Beirutopia est une exposition plus historique que politique. C’est aussi un travail de revanche contre la violence subie. Au Liban, derrière ce concept de résilience se cache le fait que l’on regarde la victime en lui demandant de résister. L’idée est désormais de regarder le bourreau. Mon message est de dire que la solution au problème n’est pas la résilience, mais la responsabilisation des forces politiques.
MAARS : La publication de votre monographie a été l’occasion de vous prêter au jeu de l’écriture. Est-ce une pratique avec laquelle vous vous sentez à l’aise ?
R.M : Je n’écris pas du tout. Pour écrire le texte du livre, qui fait deux pages, j’ai mis peut-être deux ans. J’étais complètement perdue entre le français, l’arabe et l’anglais, je ne savais pas dans quelle langue m’exprimer. Maintenant, je commence à mieux formuler mes pensées. J’ai beaucoup aimé l’exercice, le texte me permet de comprendre et de mettre des mots sur mes ressentis. Pendant longtemps, les choses ne fonctionnaient pour moi que par des images, maintenant je commence à sentir le besoin et l’envie d’écrire.
MAARS : Quels sont vos projets à venir ?
R.M : Je travaille en duo avec Lara Tabet, mais cette année j’ai mis le duo de côté pour monter Beirutopia. Désormais, j’ai envie de me concentrer sur le projet Jeanne et Moreau, notamment avec une exposition qui aura peut-être lieu à Beyrouth en décembre. Jeanne et Moreau vient d’une volonté de parler de façon collective ainsi qu’en tant que couple du désir, de l’image et des nouvelles technologies. Ça parle de la construction de notre couple et des expériences que nous traversons, comme la relation à distance par exemple. C’est un travail nécessairement féministe, et sur le genre.
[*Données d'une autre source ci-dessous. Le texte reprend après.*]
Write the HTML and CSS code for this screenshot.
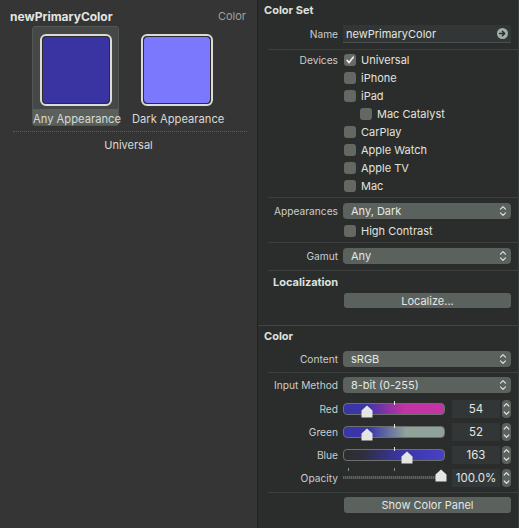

On y évoque aussi les différentes crises, écologiques et politiques. En ce moment on essaie d’explorer l’aliénation de l’imagination qui nous est induite par le capitalisme, des thèmes qui font directement le pont avec l’exposition.
Les Rencontres d’Arles accueillent jusqu’au 29 septembre Beirutopia, l’exposition photo saisissante de Randa Mirza qui capture deux décennies de transformations socio-politiques et urbaines à Beyrouth, depuis la fin de la guerre civile, jusqu'à la tragique explosion du port en 2020. Un travail puissant qui s’accompagne d’une monographie disponible aux éditions Le bec en l’air.